In large-scale sensor networks the above concepts are particularly important (Chong & Kumar, 2003). Such a network may consist of thousand of sensors each having a modest information processing capability. Typically, each sensor will run its own information fusion algorithm such as a Kalman filter (Julier and Uhlmann, 2009, Olfati-Saber and Shamma, 2005) or a particle filter (Li & Nehorai, 2018). This approach is known as decentralized or distributed information fusion. Decentralized architectures normally involve some nodes to which information flows from a subgroup of neighboring nodes (Chong & Kumar, 2003). Such nodes fuse the data that they receive with their own measurements to yield improved estimates which may then be distributed to other nodes in the network. The global objective of this system is to detect an anomaly. Its ability to meet this objective depends on the network topology. The more energy is diverted towards that part of the network which is near the location of an anomaly, the more sensitive the network becomes, which allows better detection. Sensors that encounter suspicious behavior may signal central nodes to start change the network topology such that they will be able to occupy a greater bandwidth compared with other far away and temporarily less effective nodes.

Statistical cross-dependencies between nodes are an important piece of information without which a fusion algorithm may yield statistically inconsistent estimates. However, it may become practically infeasible to account for the cross-dependencies as the network grows in size. In such cases alternative, cross-correlation-free, methods may be employed. Many state-of-the-art techniques in this class rely on Chernoff fusion. An application of the Chernoff fusion for Gaussian mixtures is introduced in Julier (2006), for non-Gaussian continuous distributions in Farrell and Ganesh (2009) and in Li and Nehorai, 2018, Ong et al., 2008 and Ong et al. (2006) for a sample-based numerical distribution, namely particle filters. An extension of the technique to random finite sets is described in Üney, Houssineau, Delande, Julier, and Clark (2019).

In previous work we have developed a diagrammatic formalism for describing information flow in information networks which we call tangle machines (Moskovich and Carmi, 2014, Moskovich and Carmi, 2015). Tangle machine graphically capture certain properties of information fusion and of computation (Carmi & Moskovich, 2015).

The tangle machine formalism is underpinned by the mathematical discipline of low-dimensional topology, from which it inherits two key features: (1) A tangle machine description is flexible. There are many different tangle machines which achieve the same global objective, each of which has its own local features, and there is a simple mechanism to switch between any two such descriptions. (2) A tangle machine is characterized by quantities called invariants, each of which tells us something intrinsic about how information flows inside the network. Invariants may provide insight into the qualitative workings of information fusion in the network (Carmi & Moskovich, 2014).

The above features were proposed as basic principles for designing large-scale fault-tolerant adaptive information fusion networks (Moskovich & Carmi, 2014), referred to as tangle networks in the present work.
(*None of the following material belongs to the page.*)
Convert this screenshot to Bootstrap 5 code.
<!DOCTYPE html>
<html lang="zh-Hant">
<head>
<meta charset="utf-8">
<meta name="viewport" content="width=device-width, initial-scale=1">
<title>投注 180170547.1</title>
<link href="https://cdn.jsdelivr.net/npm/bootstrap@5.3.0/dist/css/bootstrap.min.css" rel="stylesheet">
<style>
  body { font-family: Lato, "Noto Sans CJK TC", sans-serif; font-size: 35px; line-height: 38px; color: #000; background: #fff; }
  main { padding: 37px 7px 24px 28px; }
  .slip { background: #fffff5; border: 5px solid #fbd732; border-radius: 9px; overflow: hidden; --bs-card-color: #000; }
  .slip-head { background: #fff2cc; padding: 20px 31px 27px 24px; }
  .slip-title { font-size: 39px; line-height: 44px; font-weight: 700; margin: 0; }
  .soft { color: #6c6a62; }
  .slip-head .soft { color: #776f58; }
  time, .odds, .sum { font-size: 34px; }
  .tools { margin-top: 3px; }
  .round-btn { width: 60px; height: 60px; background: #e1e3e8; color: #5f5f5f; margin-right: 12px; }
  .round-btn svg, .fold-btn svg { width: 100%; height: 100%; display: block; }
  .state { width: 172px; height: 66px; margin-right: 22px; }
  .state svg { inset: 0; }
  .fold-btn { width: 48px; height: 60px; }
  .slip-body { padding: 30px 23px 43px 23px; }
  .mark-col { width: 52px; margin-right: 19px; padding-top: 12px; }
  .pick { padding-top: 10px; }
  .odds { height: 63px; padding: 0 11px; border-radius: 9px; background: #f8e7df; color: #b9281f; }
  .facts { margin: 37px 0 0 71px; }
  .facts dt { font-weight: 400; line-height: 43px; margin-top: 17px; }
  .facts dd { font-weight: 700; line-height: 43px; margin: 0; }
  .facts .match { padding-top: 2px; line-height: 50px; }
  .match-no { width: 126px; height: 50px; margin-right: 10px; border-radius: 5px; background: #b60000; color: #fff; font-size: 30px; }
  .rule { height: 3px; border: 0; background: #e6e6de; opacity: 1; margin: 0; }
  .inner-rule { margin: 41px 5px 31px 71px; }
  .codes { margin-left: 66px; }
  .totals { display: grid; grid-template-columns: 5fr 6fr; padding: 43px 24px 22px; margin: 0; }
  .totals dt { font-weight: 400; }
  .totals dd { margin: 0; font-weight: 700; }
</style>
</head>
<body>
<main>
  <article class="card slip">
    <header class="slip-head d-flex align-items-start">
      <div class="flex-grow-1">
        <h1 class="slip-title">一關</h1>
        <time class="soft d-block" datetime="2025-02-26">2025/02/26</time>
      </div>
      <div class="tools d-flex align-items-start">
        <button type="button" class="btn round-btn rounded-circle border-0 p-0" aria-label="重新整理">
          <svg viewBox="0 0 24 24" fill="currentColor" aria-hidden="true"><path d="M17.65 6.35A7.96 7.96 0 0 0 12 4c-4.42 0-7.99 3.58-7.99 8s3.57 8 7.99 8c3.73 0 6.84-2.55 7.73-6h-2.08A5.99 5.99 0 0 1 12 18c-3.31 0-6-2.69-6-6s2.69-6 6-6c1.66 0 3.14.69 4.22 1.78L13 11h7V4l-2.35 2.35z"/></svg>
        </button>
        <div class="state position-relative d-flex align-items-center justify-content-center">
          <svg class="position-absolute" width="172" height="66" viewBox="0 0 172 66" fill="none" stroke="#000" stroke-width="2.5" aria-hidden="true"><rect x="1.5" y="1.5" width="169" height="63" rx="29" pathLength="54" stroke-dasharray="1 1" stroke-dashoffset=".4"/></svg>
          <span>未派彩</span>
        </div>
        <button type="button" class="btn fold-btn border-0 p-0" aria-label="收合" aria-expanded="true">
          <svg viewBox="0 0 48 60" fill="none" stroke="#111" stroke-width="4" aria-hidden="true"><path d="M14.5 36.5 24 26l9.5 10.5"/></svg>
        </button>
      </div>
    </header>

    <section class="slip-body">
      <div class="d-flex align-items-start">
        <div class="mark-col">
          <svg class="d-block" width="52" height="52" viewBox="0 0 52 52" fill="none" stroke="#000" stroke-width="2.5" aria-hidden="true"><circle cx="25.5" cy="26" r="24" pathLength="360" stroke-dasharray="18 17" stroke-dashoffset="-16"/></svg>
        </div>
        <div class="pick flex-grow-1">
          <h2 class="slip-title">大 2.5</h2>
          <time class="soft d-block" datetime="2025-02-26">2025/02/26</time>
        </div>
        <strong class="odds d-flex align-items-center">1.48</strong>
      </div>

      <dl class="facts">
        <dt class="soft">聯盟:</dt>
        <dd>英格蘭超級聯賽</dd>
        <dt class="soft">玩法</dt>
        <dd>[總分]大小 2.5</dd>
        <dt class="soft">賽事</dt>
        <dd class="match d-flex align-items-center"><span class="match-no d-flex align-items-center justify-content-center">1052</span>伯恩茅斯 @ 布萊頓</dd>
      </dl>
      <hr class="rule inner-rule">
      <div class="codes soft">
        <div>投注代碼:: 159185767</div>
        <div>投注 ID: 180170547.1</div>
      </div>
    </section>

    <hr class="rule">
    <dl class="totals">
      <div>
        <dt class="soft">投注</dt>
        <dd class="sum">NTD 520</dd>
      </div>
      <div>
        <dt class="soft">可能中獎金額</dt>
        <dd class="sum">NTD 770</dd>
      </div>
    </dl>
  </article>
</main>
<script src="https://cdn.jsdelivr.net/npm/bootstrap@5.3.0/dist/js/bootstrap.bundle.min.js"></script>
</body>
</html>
Tangle networks abstract the key properties of the class of correlation-free information fusion techniques that appeared in the literature (Farrell and Ganesh, 2009, Hurley, 2002, Julier, 2006, Julier and Uhlmann, 2009), all of which are applicable in large-scale settings where the nodes’ statistical interdependencies (correlations) are mostly unavailable, hence the namesake. As demonstrated by Moskovich and Carmi (2014), the filtering consistency and other information-theoretic properties of correlation-free fusion reflect the basic symmetries of tangle networks. Indeed, a tangle network may be thought of as a paradigm for orchestrating the information processing of many different nodes in a statistically consistent manner.
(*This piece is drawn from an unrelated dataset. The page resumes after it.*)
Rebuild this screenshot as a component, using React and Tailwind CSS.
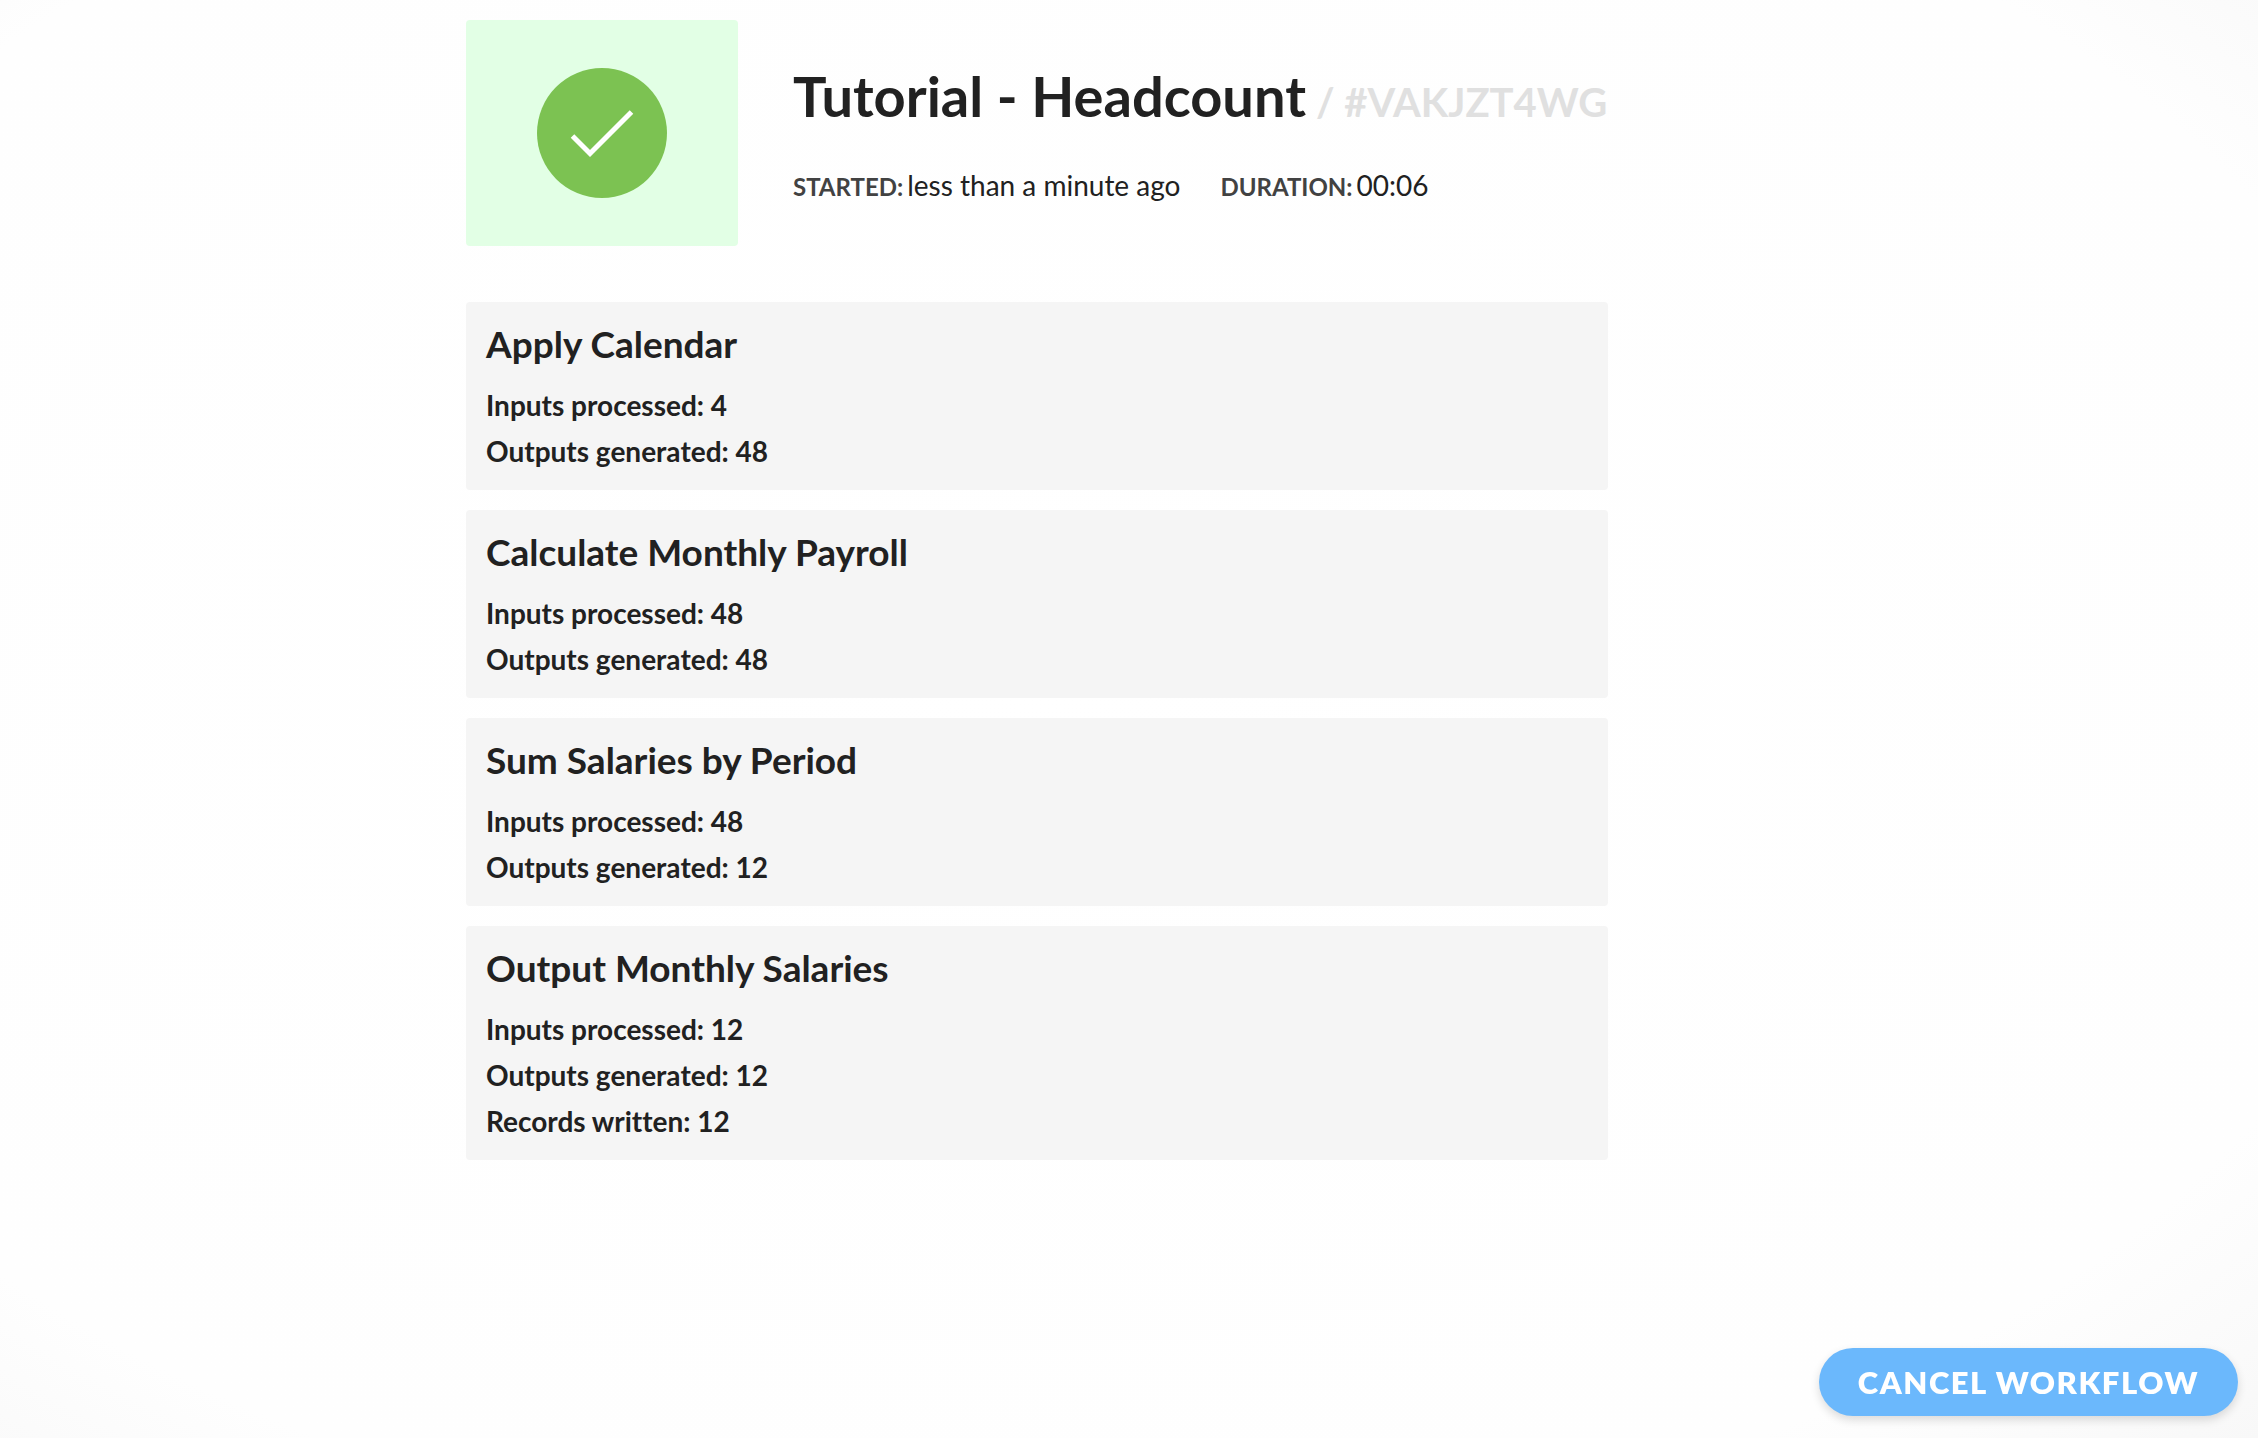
import React from "react";

const STEPS = [
  {
    name: "Apply Calendar",
    stats: [
      { label: "Inputs processed", value: 4 },
      { label: "Outputs generated", value: 48 },
    ],
  },
  {
    name: "Calculate Monthly Payroll",
    stats: [
      { label: "Inputs processed", value: 48 },
      { label: "Outputs generated", value: 48 },
    ],
  },
  {
    name: "Sum Salaries by Period",
    stats: [
      { label: "Inputs processed", value: 48 },
      { label: "Outputs generated", value: 12 },
    ],
  },
  {
    name: "Output Monthly Salaries",
    stats: [
      { label: "Inputs processed", value: 12 },
      { label: "Outputs generated", value: 12 },
      { label: "Records written", value: 12 },
    ],
  },
];

const SuccessIcon = () => (
  <svg viewBox="0 0 130 130" className="size-[130px]" aria-hidden="true">
    <circle cx="65" cy="65" r="65" fill="#7cc252" />
    <path
      d="M35.5 68 53 85.5 94.5 44"
      fill="none"
      stroke="#fff"
      strokeWidth="5"
    />
  </svg>
);

const Meta = ({ label, children }) => (
  <div className="flex items-baseline gap-1 text-[28px] leading-9">
    <dt className="text-2xl leading-9 font-bold uppercase text-[#424242]">
      {label}:
    </dt>
    <dd>{children}</dd>
  </div>
);

const StepCard = ({ step }) => (
  <section className="rounded bg-[#f5f5f5] px-5 pt-5 pb-[21px] font-bold">
    <h2 className="mb-[21px] text-[37px] leading-11">{step.name}</h2>
    <ul className="flex flex-col gap-2.5 text-[28px] leading-9 [font-variant-ligatures:none]">
      {step.stats.map((stat) => (
        <li key={stat.label}>
          {stat.label}: {stat.value}
        </li>
      ))}
    </ul>
  </section>
);

const App = () => (
  <div className="min-h-screen bg-[radial-gradient(ellipse_at_46%_46%,#ffffff_0%,#fefefe_82%,#f8f8f8_100%)] px-5 py-5 font-[Lato,sans-serif] text-[#212121]">
    <main className="mx-auto max-w-[1326px]">
      <div className="max-w-[1142px]">
        <header className="mb-14 flex items-center gap-[55px]">
          <div className="flex h-[226px] w-[272px] shrink-0 items-center justify-center rounded bg-[#e2ffe5]">
            <SuccessIcon />
          </div>
          <div className="flex flex-col gap-9">
            <h1 className="flex flex-wrap items-baseline gap-x-2.5 text-[56px] leading-[70px] font-bold">
              Tutorial - Headcount
              <small className="text-[40px] leading-none text-[#e0e0e0]">
                / #VAKJZT4WG
              </small>
            </h1>
            <dl className="flex gap-10">
              <Meta label="Started">less than a minute ago</Meta>
              <Meta label="Duration">00:06</Meta>
            </dl>
          </div>
        </header>

        <div className="flex flex-col gap-5">
          {STEPS.map((step) => (
            <StepCard key={step.name} step={step} />
          ))}
        </div>
      </div>
    </main>

    <button
      type="button"
      className="fixed right-5 bottom-[22px] h-[68px] rounded-full bg-[#6bb8fc] px-[39px] text-[31px] font-extrabold tracking-wider text-white uppercase shadow-[0_4px_10px_rgba(0,0,0,0.14)]"
    >
      Cancel workflow
    </button>
  </div>
);

export default App;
We consolidate and extend our previous works (Tslil et al., 2018, Tslil and Carmi, 2018) where a novel approach is introduced for fusing arbitrary empirical probability densities whose statistical interdependencies are unspecified. Such densities may, for example, constitute the output of Monte Carlo sampling techniques, e.g., particle filters. The proposed technique is an application of the generalized Chernoff fusion, which was shown to satisfy the information processing axioms of tangle networks already in Moskovich and Carmi (2014). In the present paper the same technique is amended for large scale tangle networks where data synchronization issues may arise. An analysis is provided of various performance criteria such as consistency, information redundancy, and convergence to consensus. The algebraic properties of tangle networks are shown to bear resemblance to algebraic properties of graphs. In particular, we show that the agreement between estimators in the network is governed by the spectral gap of the network’s associated matrix, the analog of a graph Laplacian. The viability of the tangle networks formalism is demonstrated through comparison with state-of-the-art information fusion techniques in such applications as distributed object tracking and cooperative robots localization.

This paper is organized as follows. The next section describes an algebraic structure abstracting key properties of correlation-free information fusion. Its diagrammatical interpretation as tangle networks is the subject of Section 3. Both these sections are a concise summary of the main ideas presented in Moskovich and Carmi (2014), Tslil et al. (2018) and Tslil and Carmi (2018). The following sections make the main contribution of this work. Section 4 deals with some of the issues arising in the design of large scale tangle networks, in particular, the concept of synchronization and the decomposition of large tangle networks from smaller ones. Consistency and consensus as well as other information-theoretic properties of tangle networks are studied in Section 5. Section 6 illustrates the utility of the formalism for distributed information fusion through comparison with state-of-the-art techniques. Conclusions are offered in the last section.